Building a career between Russia and the UK

Ignaty Dyakov has been living in London for five years, but he still misses his hometown - Saint Petersburg.

Ignaty Dyakov, 30

Occupation: Works in consultancy and education

City of Origin: Saint Petersburg

From Saint Petersburg to London: I moved to London on September 15, 2008 to complete a master’s degree at University College London (UCL), and have been here for the past 5 years. I arrived at London Gatwick at 9.15am. It was an impromptu decision: I didn’t know that I would come to live here even half a year before I moved. For the first three days I didn’t see any English person in the streets. You are never taught about how multicultural London is at school. You definitely do not see the Sherlock Holmes-style London. When I landed, one of the first things I saw was Canary Wharf. I found myself wondering: “Am I in the States or in Britain?”

On missing Saint Petersburg: I still miss Saint Petersburg, but I guess it’s a very common feeling for people from that city... There are things which I wouldn’t mind having here from my hometown. People are so laidback and relaxed there. I miss that you can go out on the street and just wander around surrounded by all those masterpieces. You can go to the Hermitage for a quick walk and it’s still a special experience.

Adapting to a British lifestyle: Here they plan everything too much in advance. Once Christmas is over they will immediately start thinking about what to do for the next one.

On doing business in Russia and the UK: In business, a client might approach you half a year before actually placing an order. It’s different from what you would experience in Russia, where you can get things done with a snap of your fingers. However, I am definitely more relaxed when I do business here in London. It’s not that I experienced any particular pressure when I did business in Russia - I strongly disagree with people who say that it’s impossible to do business there. It is possible if you are doing everything according to the law, if you are making sure that you comply with it. But you are still stressed, and you can’t stop thinking of what would happen if something went wrong.

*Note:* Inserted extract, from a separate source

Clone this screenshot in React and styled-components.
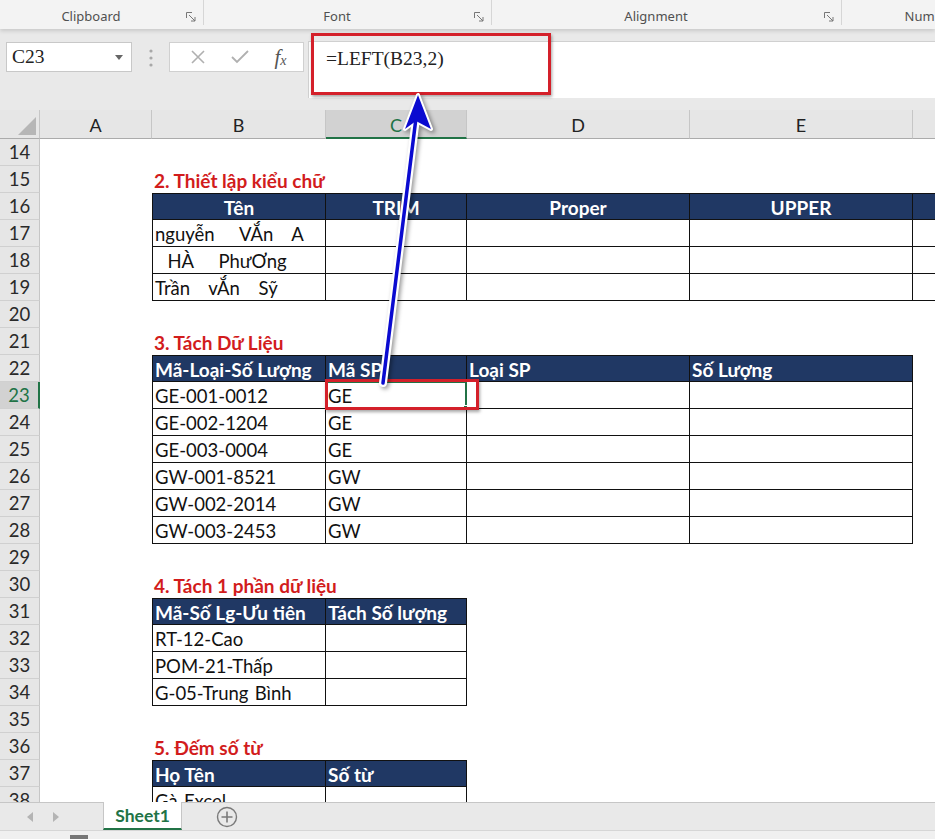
import styled, { createGlobalStyle } from "styled-components";

const GlobalStyle = createGlobalStyle`
  html, body { margin: 0; padding: 0; background: #fff; overflow: hidden; }
  * { box-sizing: border-box; }
`;

const CELL_FONT = `Lato, "Noto Sans", "DejaVu Sans", sans-serif`;
const UI_FONT = `"Noto Sans", "Open Sans", sans-serif`;
const GREEN = "#217346";
const NAVY = "#203864";

// F lies mostly past the right edge, its letter is not visible
const COLS = [
  { key: "A", label: "A", w: 112 },
  { key: "B", label: "B", w: 174 },
  { key: "C", label: "C", w: 141 },
  { key: "D", label: "D", w: 223 },
  { key: "E", label: "E", w: 223 },
  { key: "F", label: "", w: 60 },
];

const ROWS = [
  { n: 14 },
  { n: 15, title: "2. Thiết lập kiểu chữ" },
  { n: 16, head: ["Tên", "TRIM", "Proper", "UPPER", ""], center: true },
  { n: 17, body: ["nguyễn    VẮn   A", "", "", "", ""] },
  { n: 18, body: ["  HÀ    PhưƠng", "", "", "", ""] },
  { n: 19, body: ["Trần   vẮn   Sỹ", "", "", "", ""] },
  { n: 20 },
  { n: 21, title: "3. Tách Dữ Liệu" },
  { n: 22, head: ["Mã-Loại-Số Lượng", "Mã SP", "Loại SP", "Số Lượng"] },
  { n: 23, body: ["GE-001-0012", "GE", "", ""], active: 1 },
  { n: 24, body: ["GE-002-1204", "GE", "", ""] },
  { n: 25, body: ["GE-003-0004", "GE", "", ""] },
  { n: 26, body: ["GW-001-8521", "GW", "", ""] },
  { n: 27, body: ["GW-002-2014", "GW", "", ""] },
  { n: 28, body: ["GW-003-2453", "GW", "", ""] },
  { n: 29 },
  { n: 30, title: "4. Tách 1 phần dữ liệu" },
  { n: 31, head: ["Mã-Số Lg-Ưu tiên", "Tách Số lượng"] },
  { n: 32, body: ["RT-12-Cao", ""] },
  { n: 33, body: ["POM-21-Thấp", ""] },
  { n: 34, body: ["G-05-Trung Bình", ""] },
  { n: 35 },
  { n: 36, title: "5. Đếm số từ" },
  { n: 37, head: ["Họ Tên", "Số từ"] },
  { n: 38, body: ["Gà Excel", ""] },
];

const Window = styled.div`
  position: relative;
  width: 935px;
  height: 839px;
  overflow: hidden;
  display: flex;
  flex-direction: column;
  background: #e9e9e9;
`;

/* ribbon */
const Ribbon = styled.div`
  height: 29px;
  display: flex;
  background: #f3f3f3;
  box-shadow: 0 2px 4px rgba(0, 0, 0, 0.14);
  position: relative;
  z-index: 2;
  overflow: hidden;
  flex-shrink: 0;
`;
const RibbonGroup = styled.div`
  width: ${(p) => p.$w}px;
  flex-shrink: 0;
  display: flex;
  align-items: flex-end;
  border-right: ${(p) => (p.$last ? "none" : "1px solid #d6d6d6")};
  margin-bottom: 4px;
`;
const GroupLabel = styled.span`
  flex: 1;
  text-align: center;
  font-family: ${UI_FONT};
  font-size: 13px;
  color: #505050;
  line-height: 17px;
`;
const Launcher = styled.svg`
  width: 10px;
  height: 10px;
  margin: 0 7px 3px 4px;
`;

/* formula bar */
const FormulaArea = styled.div`
  height: 81px;
  flex-shrink: 0;
  display: flex;
  align-items: flex-start;
  padding-top: 12px;
  background: #e9e9e9;
`;
const NameBox = styled.div`
  margin: 1px 0 0 6px;
  width: 126px;
  height: 30px;
  background: #fff;
  border: 1px solid #c8c8c8;
  display: flex;
  align-items: center;
  justify-content: space-between;
  padding: 0 8px 0 5px;
`;
const NameText = styled.span`
  font-family: "Liberation Serif", serif;
  font-size: 19.5px;
  color: #222;
`;
const Dots = styled.svg`
  margin: 7px 15px 0 16px;
  width: 6px;
  height: 20px;
`;
const FuncBox = styled.div`
  margin-top: 1px;
  width: 135px;
  height: 30px;
  background: #fff;
  border: 1px solid #d0d0d0;
  display: flex;
  align-items: center;
  justify-content: space-around;
  padding: 0 4px 0 8px;
`;
const FxText = styled.span`
  font-family: "Liberation Serif", serif;
  font-style: italic;
  font-size: 21px;
  color: #555;
  sub {
    font-size: 14px;
    vertical-align: -1px;
  }
`;
const FormulaInput = styled.div`
  margin-left: 4px;
  flex: 1;
  height: 57px;
  background: #fff;
  border-top: 1px solid #d0d0d0;
  border-left: 1px solid #d0d0d0;
  padding: 6px 0 0 17px;
`;
const FormulaText = styled.span`
  font-family: "Liberation Serif", serif;
  font-size: 19.5px;
  color: #222;
`;

/* sheet */
const Sheet = styled.div`
  flex: 1;
  overflow: hidden;
  display: flex;
  flex-direction: column;
  background: #fff;
`;
const HeaderRow = styled.div`
  display: flex;
  height: 29px;
  flex-shrink: 0;
  background: #e6e6e6;
`;
const Corner = styled.div`
  width: 40px;
  flex-shrink: 0;
  border-right: 1px solid #c6c6c6;
  border-bottom: 1px solid #ababab;
  display: flex;
  align-items: flex-end;
  justify-content: flex-end;
  padding: 0 3px 3px 0;
`;
const ColHeader = styled.div`
  width: ${(p) => p.$w}px;
  flex-shrink: 0;
  display: flex;
  align-items: center;
  justify-content: center;
  font-family: ${CELL_FONT};
  font-size: 18px;
  padding-top: 2px;
  color: ${(p) => (p.$selected ? GREEN : "#222")};
  background: ${(p) => (p.$selected ? "#d2d2d2" : "transparent")};
  border-right: 1px solid #c6c6c6;
  border-bottom: ${(p) => (p.$selected ? `2px solid ${GREEN}` : "1px solid #ababab")};
`;
const Row = styled.div`
  display: flex;
  height: 27px;
  flex-shrink: 0;
`;
const RowHeader = styled.div`
  width: 40px;
  flex-shrink: 0;
  display: flex;
  align-items: center;
  justify-content: center;
  font-family: ${CELL_FONT};
  font-size: 18.5px;
  color: ${(p) => (p.$selected ? GREEN : "#2a2a2a")};
  background: ${(p) => (p.$selected ? "#d2d2d2" : "#e6e6e6")};
  border-bottom: 1px solid #d0d0d0;
  border-right: ${(p) => (p.$selected ? `2px solid ${GREEN}` : "1px solid #c6c6c6")};
`;
const variantStyles = {
  title: `
    color: #d21c1c;
    font-weight: 700;
    font-size: 19px;
    overflow: visible;
  `,
  head: `
    background: ${NAVY};
    color: #fff;
    font-weight: 700;
    font-size: 19px;
    border-top: 1px solid #111;
    border-right: 1px solid #111;
    border-bottom: 1px solid #111;
  `,
  body: `
    color: #111;
    word-spacing: 1.5px;
    border-right: 1px solid #111;
    border-bottom: 1px solid #111;
  `,
};
const Cell = styled.div`
  position: relative;
  width: ${(p) => p.$w}px;
  flex-shrink: 0;
  display: flex;
  align-items: center;
  justify-content: ${(p) => (p.$center ? "center" : "flex-start")};
  padding: 1px 2px 0;
  font-family: ${CELL_FONT};
  font-size: 18.5px;
  white-space: pre;
  ${(p) => variantStyles[p.$variant] || ""}
  ${(p) => (p.$first ? "border-left: 1px solid #111;" : "")}
`;
const ActiveFrame = styled.div`
  position: absolute;
  top: -1px;
  left: -1px;
  right: -1px;
  bottom: -1px;
  border: 2px solid ${GREEN};
`;
const FillHandle = styled.div`
  position: absolute;
  right: -3px;
  bottom: -3px;
  width: 5px;
  height: 5px;
  background: ${GREEN};
  border: 1px solid #fff;
`;

/* sheet tabs */
const TabBar = styled.div`
  height: 28px;
  flex-shrink: 0;
  display: flex;
  align-items: stretch;
  background: #e9e9e9;
  border-top: 1px solid #c6c6c6;
`;
const NavArrows = styled.div`
  width: 103px;
  display: flex;
  align-items: center;
  gap: 20px;
  padding-left: 27px;
`;
const SheetTab = styled.div`
  width: 79px;
  margin-top: -1px;
  background: #fff;
  border-left: 1px solid #c6c6c6;
  border-right: 1px solid #c6c6c6;
  border-bottom: 2px solid ${GREEN};
  display: flex;
  align-items: center;
  justify-content: center;
  font-family: ${CELL_FONT};
  font-weight: 700;
  font-size: 17.5px;
  color: ${GREEN};
`;
const AddSheet = styled.div`
  margin-left: 34px;
  display: flex;
  align-items: center;
`;
const StatusBar = styled.div`
  height: 9px;
  flex-shrink: 0;
  background: #f0f0f0;
  border-top: 1px solid #d6d6d6;
  padding-left: 70px;
  display: flex;
  align-items: flex-end;
`;
const StatusMark = styled.div`
  width: 18px;
  height: 4px;
  background: #777;
`;

/* annotations over the screenshot */
const RedBox = styled.div`
  position: absolute;
  left: ${(p) => p.$x}px;
  top: ${(p) => p.$y}px;
  width: ${(p) => p.$w}px;
  height: ${(p) => p.$h}px;
  border: 3px solid #d4202a;
  box-shadow: 1px 2px 3px rgba(0, 0, 0, 0.35);
  pointer-events: none;
  z-index: 5;
`;
const ArrowLayer = styled.svg`
  position: absolute;
  left: 0;
  top: 0;
  width: 935px;
  height: 839px;
  pointer-events: none;
  z-index: 6;
  filter: drop-shadow(2px 2px 2px rgba(0, 0, 0, 0.4));
`;

const LauncherIcon = () => (
  <Launcher viewBox="0 0 10 10">
    <path d="M0.5 6V0.5H6" fill="none" stroke="#777" strokeWidth="1" />
    <path d="M3 3L9 9M9 5v4H5" fill="none" stroke="#777" strokeWidth="1" />
  </Launcher>
);

const Triangle = ({ dir }) => (
  <svg width="6" height="10" viewBox="0 0 6 10">
    <path d={dir === "left" ? "M6 0L0 5l6 5z" : "M0 0l6 5-6 5z"} fill="#b4b4b4" />
  </svg>
);

const App = () => {
  return (
    <Window>
      <GlobalStyle />
      <Ribbon>
        <RibbonGroup $w={204}>
          <GroupLabel>Clipboard</GroupLabel>
          <LauncherIcon />
        </RibbonGroup>
        <RibbonGroup $w={288}>
          <GroupLabel>Font</GroupLabel>
          <LauncherIcon />
        </RibbonGroup>
        <RibbonGroup $w={350}>
          <GroupLabel>Alignment</GroupLabel>
          <LauncherIcon />
        </RibbonGroup>
        <RibbonGroup $w={176} $last>
          <GroupLabel>Number</GroupLabel>
        </RibbonGroup>
      </Ribbon>

      <FormulaArea>
        <NameBox>
          <NameText>C23</NameText>
          <svg width="8" height="5" viewBox="0 0 8 5">
            <path d="M0 0h8L4 5z" fill="#666" />
          </svg>
        </NameBox>
        <Dots viewBox="0 0 6 20">
          <circle cx="3" cy="3" r="1.6" fill="#a8a8a8" />
          <circle cx="3" cy="10" r="1.6" fill="#a8a8a8" />
          <circle cx="3" cy="17" r="1.6" fill="#a8a8a8" />
        </Dots>
        <FuncBox>
          <svg width="16" height="16" viewBox="0 0 16 16">
            <path d="M2 2l12 12M14 2L2 14" stroke="#b0b0b0" strokeWidth="1.6" />
          </svg>
          <svg width="18" height="16" viewBox="0 0 18 16">
            <path d="M1 8l5 5L17 2" fill="none" stroke="#b0b0b0" strokeWidth="1.8" />
          </svg>
          <FxText>
            f<sub>x</sub>
          </FxText>
        </FuncBox>
        <FormulaInput>
          <FormulaText>=LEFT(B23,2)</FormulaText>
        </FormulaInput>
      </FormulaArea>

      <Sheet>
        <HeaderRow>
          <Corner>
            <svg width="18" height="18" viewBox="0 0 18 18">
              <path d="M18 0V18H0z" fill="#b6b6b6" />
            </svg>
          </Corner>
          {COLS.map((c) => (
            <ColHeader key={c.key} $w={c.w} $selected={c.key === "C"}>
              {c.label}
            </ColHeader>
          ))}
        </HeaderRow>
        {ROWS.map((r) => {
          const cells = r.head || r.body || [];
          const variant = r.head ? "head" : "body";
          return (
            <Row key={r.n}>
              <RowHeader $selected={r.n === 23}>{r.n}</RowHeader>
              <Cell $w={COLS[0].w} />
              {r.title && (
                <Cell $w={COLS[1].w} $variant="title">
                  {r.title}
                </Cell>
              )}
              {cells.map((text, i) => (
                <Cell
                  key={i}
                  $w={COLS[i + 1].w}
                  $variant={variant}
                  $first={i === 0}
                  $center={r.center && r.head}
                >
                  {text}
                  {r.active === i && (
                    <ActiveFrame>
                      <FillHandle />
                    </ActiveFrame>
                  )}
                </Cell>
              ))}
            </Row>
          );
        })}
      </Sheet>

      <TabBar>
        <NavArrows>
          <Triangle dir="left" />
          <Triangle dir="right" />
        </NavArrows>
        <SheetTab>Sheet1</SheetTab>
        <AddSheet>
          <svg width="22" height="22" viewBox="0 0 22 22">
            <circle cx="11" cy="11" r="9.5" fill="none" stroke="#7a7a7a" strokeWidth="1.4" />
            <path d="M11 5.5v11M5.5 11h11" stroke="#7a7a7a" strokeWidth="1.6" />
          </svg>
        </AddSheet>
      </TabBar>
      <StatusBar>
        <StatusMark />
      </StatusBar>

      <RedBox $x={311} $y={33} $w={240} $h={62} />
      <RedBox $x={325} $y={379} $w={154} $h={31} />

      <ArrowLayer viewBox="0 0 935 839">
        <path d="M383 383L416 118" stroke="#fff" strokeWidth="8" strokeLinecap="round" />
        <path d="M418 95L405 129L416 121L431 129Z" fill="#fff" stroke="#fff" strokeWidth="4" strokeLinejoin="round" />
        <path d="M383 383L416 118" stroke="#0a0ad0" strokeWidth="3.5" strokeLinecap="round" />
        <path d="M418 95L405 129L416 121L431 129Z" fill="#0a0ad0" />
      </ArrowLayer>
    </Window>
  );
};

export default App;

Life in Essex: My wife and I have recently moved to the countryside, in Essex. It is a completely different world. London is very international. In Essex you feel a bit singled out. It would be the same if an Englishman had moved to the Russian countryside. On the other hand, we live on the seashore, near the Thames, and that makes it feel much more similar to Saint Petersburg and the Neva.

On being a Russian in London: I am not sure I ever felt like a true Londoner. I am a Russian in London, I am a Russian citizen and I even use my Russian language skills in my job. As an emigrant, I will never get the same level of understanding of the city that natives have. You can just hope that your children will integrate better.

On being Russian: Despite their Soviet past, despite the collectivism of the 19th century and the peasant communes, Russians are still very individualistic. They prefer doing everything on their own. You can see it now: in politics we don’t have any strong single opposition party. They know that there is something wrong, but they keep on fighting on their own - they never unite.

A childhood memory: I was in primary school immediately after the 1991 August putsch in Russia. In Soviet times you would have chosen to become an Little Octobrist and receive a red star to put on your uniform - it was the first stage to become a Young Pioneer. After the collapse of the Soviet Union Orthodoxy became increasingly popular, so children would be given two choices: being baptised or becoming a Little Octobrist. I remember standing in line and thinking: “Ok, there is this very nice cross that I can wear around my neck or this very nice enamelled perfect red star.” I kept on telling myself: “God, what do I do?” In the end I went for the cross.

Russian pride: Every Russian is proud of his country. I am proud of our culture, our architects, our painters, musicians, composers. On a level of mentality and character, Russians are very patient. Throughout history we have consistently proved to be an enduring lot.

On Russian literature: People abroad don’t know about Pushkin. They know of Tolstoy and Dostoevsky, but they never think about Pushkin. And he is one of the best. He created the modern Russian language. Dostoevsky and Tolstoy are for thinkers, but Pushkin is great for everyone.

Favourite place in London: Bloomsbury. It’s so relaxed. You go there and you are surrounded by all these academics and intellectuals. My university and the British Museum are located nearby. Small shops, parks, coffee shops - everything is so delightful.

A Russian hangout in London: I love popping into Russkiy Mir on Goodge Street. I know the people who work there and it’s always nice to have a chat with them.